From God’s throne high above in heaven, God laughs then utters a statement of his own. There is one man in one place (“my king on Zion” verse 6) who represents God and confronts the strife of the entire world.

Then this king speaks (verses 7). His words are exactly what one would expect from an ancient Near Eastern monarch. He begins by establishing his authorization to rule by quoting God directly in verses 7–9. The king is the divine son, with all the attending rights and privileges.

Modern Christians typically have a restricted view of what it means to be God’s son, with the term applying solely to Jesus Christ. However, in the ancient world, it was quite common for a king to claim to be the son of God or the son of a particular god. Since a king’s power over his people was absolute, a king sought the highest possible endorsement for his rule. Divine sonship provided just that.

So, for the king in Zion (i.e., Jerusalem) to claim to be Yahweh’s son was completely conventional within its time. In fact, it is likely that every king in Jerusalem made the same claim. Because God says “today I have begotten you,” (verse 7) many interpreters suppose that this psalm originated as a ritual of royal installation, perhaps even a yearly ritual of re-installation for the king in Jerusalem.

It is also completely conventional for an ancient Near Eastern king to describe his military prowess in expansive, even wildly hyperbolic terms. Thus the description of breaking and dashing the enemy to pieces in verse 9 is actually somewhat muted given that the violence in this text is, in fact, potential violence. The king can accomplish this utter domination of the surrounding nations (goyim) if he were to ask God for the victory.

At this point, the psalm manifests some internal tensions about the actual state of the world. Verses 1-3 suggest that the world is already completely under the control of God and God’s anointed.
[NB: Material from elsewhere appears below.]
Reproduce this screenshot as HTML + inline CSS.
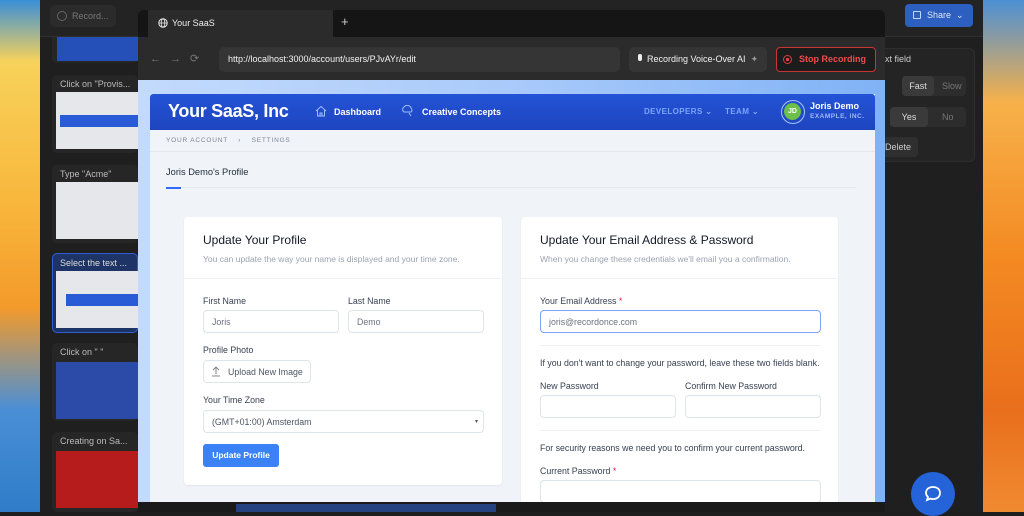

Verses 8-9 imply rather that the world is potentially under the king’s control, though that domination is not currently realized.

In fact, there was never a time in the history of Jerusalem when its king governed a wide ranging empire. The biblical accounts of the reigns of David and Solomon are the closest to affirming the idealized picture of vast geopolitical might. But even in that time, Jerusalem’s reach did not stretch very far into the larger Near East.

Jerusalem certainly never enjoyed anything remotely close to the power of the great empires of Egypt, Mesopotamia, and Persia. In fact, for most of its history, the kings in Jerusalem were only small players on the larger world scene, usually paying tribute to more powerful rulers. It was the kings in Jerusalem who were more often “kissing the feet” (verse 12) of foreign kings, a sign of submission before a powerful suzerain. The psalm concludes, however, by imagining the real historical situation completely in reverse, with the powerful kings of the earth doing obeisance before Yahweh.

Psalm 2 provides critical background for understanding both what it means and what it meant to recognize Jesus as messiah (i.e., the Christ) and Lord. In Matthew 17:1-9, the gospel reading for this Sunday of the Transfiguration of our Lord, the disciples catch a glimpse of the glory and power of the Jesus. Jesus’ special status as king and divine son are suddenly revealed, but only for a moment and only to select few. Given the expectations that attended the office of kingship, Jesus’ true identity as messiah would surely be misinterpreted.

Indeed, throughout the New Testament, the kingship of the Christ defies expectation. Jesus’ power outstrips that of any king, ancient or modern. However it comes not through military might but through emptying himself of power — through suffering, humiliation, despair, even the death of criminal.

When we read Psalm 2 on this particular Sunday, we hear its theme first articulated in its ancient Judean context and then reinterpreted in the New Testament context, in light of the reign of Christ.

In our own time, the message resonates as well. We feel the psalm’s fundamental tension as to whether the world is actually under God’s ultimate control (verses 1-3) or whether God’s order has yet to be realized fully (verses 10-11). Yet we also hear God’s clear response to the chaos and strife that fill the earth. God’s word to the word comes through one man, the anointed king, God’s son: “Blessed are all of those who take refuge in him” (verse 11).